No, I’m not thinking about kitchen drains or bathroom toilets. I’m wondering why I continue taking clogging lessons each week, you know, the dancing that is all foot work? Sometimes called buck dancing or jigging? I just survived another class, barely survived.
Lessons began again three weeks ago. I’ve been going in early, catching the tail-end of the beginner’s class in hopes that the review would help, and it has to some extent. At least it helps me get my brain and feet warmed up so that when the next level class begins, I can keep up. Since I had to quit last September due to my knee, I fell behind the group that I took beginner classes with last year. They are all easily into the Intermediate level while I’m still struggling at the Easy level.
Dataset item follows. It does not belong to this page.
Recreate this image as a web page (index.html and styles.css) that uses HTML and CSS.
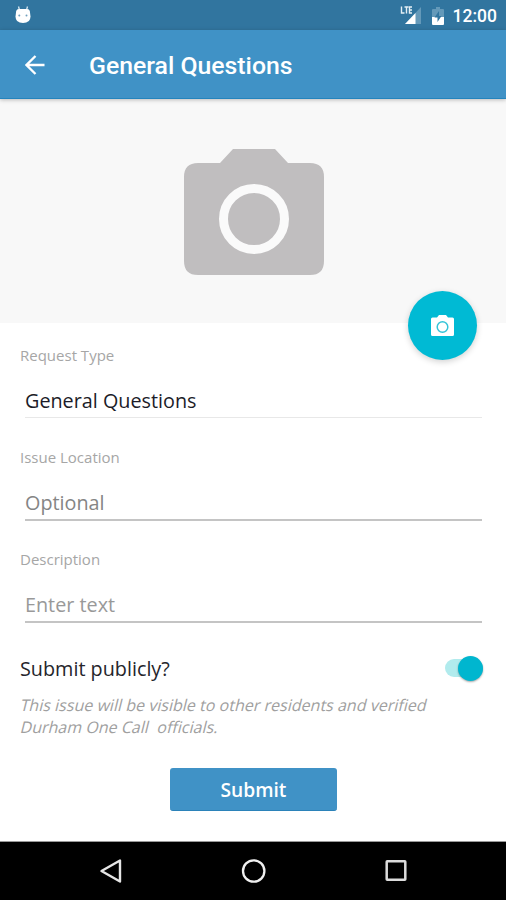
FILE: index.html
```html
<!DOCTYPE html>
<html lang="en">
<head>
  <meta charset="UTF-8" />
  <meta name="viewport" content="width=device-width, initial-scale=1.0" />
  <title>General Questions</title>
  <link rel="stylesheet" href="styles.css">
</head>
<body>
  <div class="screen">
    <div class="status-bar">
      <svg class="droid" width="16" height="18" viewBox="0 0 16 18">
        <path d="M3.500 0.500L4.500 4M12.500 0.500L11.500 4" stroke="#d5e6f0" stroke-width="1.300"/>
        <path d="M1.200 5Q1.700 3 4 3H12Q14.300 3 14.800 5L15.500 10.500Q15.500 17 8 17Q0.500 17 0.500 10.500Z" fill="#fff"/>
        <circle cx="4.300" cy="9.500" r="1" fill="#6f9fbd"/>
        <circle cx="11.500" cy="9.500" r="1" fill="#6f9fbd"/>
      </svg>
      <div class="status-icons">
        <svg width="22" height="20" viewBox="0 0 22 20">
          <path d="M21 2V19H5Z" fill="#6499b9"/>
          <path d="M15.500 8V19H5Z" fill="#fff"/>
          <path d="M0 0H13V9.500H0Z" fill="#31759f"/>
          <path d="M1.500 1.500V8H4.500M4.500 2H8.500M6.500 2V8.500M12 2H9.500V8H12M9.500 5H12" fill="none" stroke="#e4eff5" stroke-width="1.400"/>
        </svg>
        <svg class="battery" width="12" height="18" viewBox="0 0 12 18">
          <path d="M4 0H8V2H11Q12 2 12 3V10H0V3Q0 2 1 2H4Z" fill="#6499b9"/>
          <path d="M0 10H12V17Q12 18 11 18H1Q0 18 0 17Z" fill="#fff"/>
          <path d="M7 4L2.500 10.500H5.500V15L9.500 9H7Z" fill="#31759f"/>
        </svg>
        <span class="clock">12:00</span>
      </div>
    </div>

    <header class="toolbar">
      <svg class="back" width="20" height="20" viewBox="0 0 20 20">
        <path d="M19.500 10H2M10.500 1L1.500 10L10.500 19" fill="none" stroke="#fff" stroke-width="2.300"/>
      </svg>
      <h1>General Questions</h1>
    </header>

    <div class="photo">
      <svg width="140" height="126" viewBox="0 0 140 126">
        <path d="M49 0H91L104 14H126Q140 14 140 28V112Q140 126 126 126H14Q0 126 0 112V28Q0 14 14 14H36Z" fill="#c0bebf"/>
        <circle cx="70" cy="70" r="30.500" fill="none" stroke="#fafafa" stroke-width="9"/>
      </svg>
      <button class="fab" aria-label="Add photo">
        <svg width="23" height="21" viewBox="0 0 23 21">
          <path d="M8 0H15L17 2.500H21.500Q23 2.500 23 4V19.500Q23 21 21.500 21H1.500Q0 21 0 19.500V4Q0 2.500 1.500 2.500H6Z" fill="#fff"/>
          <circle cx="11.500" cy="12" r="5.300" fill="none" stroke="#35c4d8" stroke-width="1.500"/>
        </svg>
      </button>
    </div>

    <form class="form">
      <div class="field">
        <label>Request Type</label>
        <div class="value selected">General Questions</div>
      </div>
      <div class="field">
        <label>Issue Location</label>
        <div class="value">Optional</div>
      </div>
      <div class="field">
        <label>Description</label>
        <div class="value enter">Enter text</div>
      </div>

      <div class="public-row">
        <span>Submit publicly?</span>
        <div class="switch"><div class="thumb"></div></div>
      </div>
      <p class="note">
        <span>This issue will be visible to other residents and verified</span>
        <span>Durham One Call&nbsp; officials.</span>
      </p>

      <button type="button" class="submit">Submit</button>
    </form>

    <nav class="nav-bar">
      <svg width="24" height="26" viewBox="0 0 24 26">
        <path d="M21 2.500V23.500L2.500 13Z" fill="none" stroke="#e6e6e6" stroke-width="2.400" stroke-linejoin="round"/>
      </svg>
      <svg width="26" height="26" viewBox="0 0 26 26">
        <circle cx="12.700" cy="13" r="10.700" fill="none" stroke="#f0f0f0" stroke-width="2.300"/>
      </svg>
      <svg width="24" height="26" viewBox="0 0 24 26">
        <rect x="2.700" y="3.200" width="18.600" height="18.600" rx="0.500" fill="none" stroke="#dcdcdc" stroke-width="2.500"/>
      </svg>
    </nav>
  </div>
</body>
</html>
```
FILE: styles.css
```css
* { margin: 0; padding: 0; box-sizing: border-box; }
body {
  font-family: 'Open Sans', sans-serif;
  background: #fff;
}
svg { display: block; }
.screen {
  display: flex;
  flex-direction: column;
  width: 506px;
  height: 900px;
  overflow: hidden;
}
.status-bar {
  display: flex;
  justify-content: space-between;
  align-items: center;
  height: 30px;
  padding: 0 9px 0 15px;
  background: #31759f;
}
.status-icons {
  display: flex;
  align-items: center;
}
.battery { margin: 2px 0 0 10px; }
.clock {
  margin: 2px 0 0 9px;
  font-family: Roboto, sans-serif;
  font-size: 17.5px;
  font-weight: 500;
  line-height: 20px;
  color: #fff;
}
.toolbar {
  display: flex;
  align-items: center;
  height: 69px;
  padding-left: 25px;
  background: #4092c6;
  border-bottom: 1px solid #2484bd;
  box-shadow: 0 1px 4px rgba(0,0,0,0.25);
  z-index: 1;
}
.back { margin-top: 1px; }
.toolbar h1 {
  margin: 3px 0 0 44px;
  font-family: Roboto, sans-serif;
  font-size: 24.8px;
  font-weight: 500;
  line-height: 30px;
  color: #fff;
}
.photo {
  position: relative;
  display: flex;
  justify-content: center;
  height: 224px;
  padding: 50px 0 0 1px;
  background: #f8f8f8;
}
.fab {
  position: absolute;
  right: 29px;
  bottom: -37px;
  display: flex;
  align-items: center;
  justify-content: center;
  width: 69px;
  height: 69px;
  border: none;
  border-radius: 50%;
  background: #00bad4;
  box-shadow: 0 2px 6px rgba(0,0,0,0.18);
}
.form {
  display: flex;
  flex-direction: column;
  height: 518px;
  padding: 22px 24px 0 20px;
}
.field {
  height: 102px;
}
.field label {
  display: block;
  font-size: 15px;
  line-height: 20px;
  color: #a6a6a6;
}
.value {
  height: 31px;
  margin: 23px 0 0 5px;
  border-bottom: 2px solid #c4c4c4;
  font-size: 19.8px;
  line-height: 26px;
  color: #858585;
}
.enter { color: #999; }
.selected {
  height: 30px;
  border-bottom: 1px solid #e8e8e8;
  color: #1c1c28;
}
.public-row {
  display: flex;
  justify-content: space-between;
  align-items: center;
  height: 30px;
  margin: 2px -1px 0 0;
  font-size: 19.8px;
  color: #25252b;
}
.switch {
  display: flex;
  align-items: center;
  justify-content: flex-end;
  width: 38px;
  height: 18px;
  border-radius: 9px;
  background: #b1ebed;
}
.thumb {
  flex: none;
  width: 25px;
  height: 25px;
  border-radius: 50%;
  background: #00b6cf;
  box-shadow: 0 1px 2px rgba(0,0,0,0.35);
}
.note {
  margin: 11px 0 0 1px;
  font-size: 16px;
  letter-spacing: 0.02px;
  line-height: 22px;
  white-space: nowrap;
  color: #a0a0a0;
}
/* slanted regular face, wider than the real italic */
.note span {
  display: block;
  transform: skewX(-14deg);
}
.submit {
  width: 167px;
  height: 43px;
  margin: 30px 0 0 150px;
  border: none;
  border-bottom: 1px solid #2b82b9;
  border-radius: 3px;
  background: #4092c6;
  font-family: 'Open Sans', sans-serif;
  font-size: 19.2px;
  font-weight: 600;
  color: #fff;
}
.nav-bar {
  display: flex;
  flex: 1;
  align-items: center;
  justify-content: space-between;
  padding: 0 98px 0 99px;
  border-top: 1px solid #999;
  background: #000;
}
```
Today I felt encouraged because the first dance we did (after the Beginner class ended), I was able to keep up, do all the steps and feel somewhat proficient. And then it went downhill from there. Before the class time was over (the Intermediate class time), I had to wave the white flag and bow out partway through learning new steps for a new dance. The brain was fried and the feet no longer moved in synch with anything.
Of course, the fact that my thyroid medicine dosage has just been changed but not yet fully taken effect did not help. Even before I went to class my body ached in every joint and my brain was fuzzy. If I didn’t know better, I’d think I was coming down with the flu. Hopefully the upped dosage will kick in before the weekend, as we’re planning a weekend full of square dancing!
I keep waiting for clogging to become fun. In the year that I’ve been taking lessons, I can think of about four or five instances where I caught a brief glimpse of “fun.” The rest of the time it has been hard work and frustration. So why do I keep trying? Because I want to like it. I want it to be fun. I know it should be fun. It could be fun. It just isn’t yet.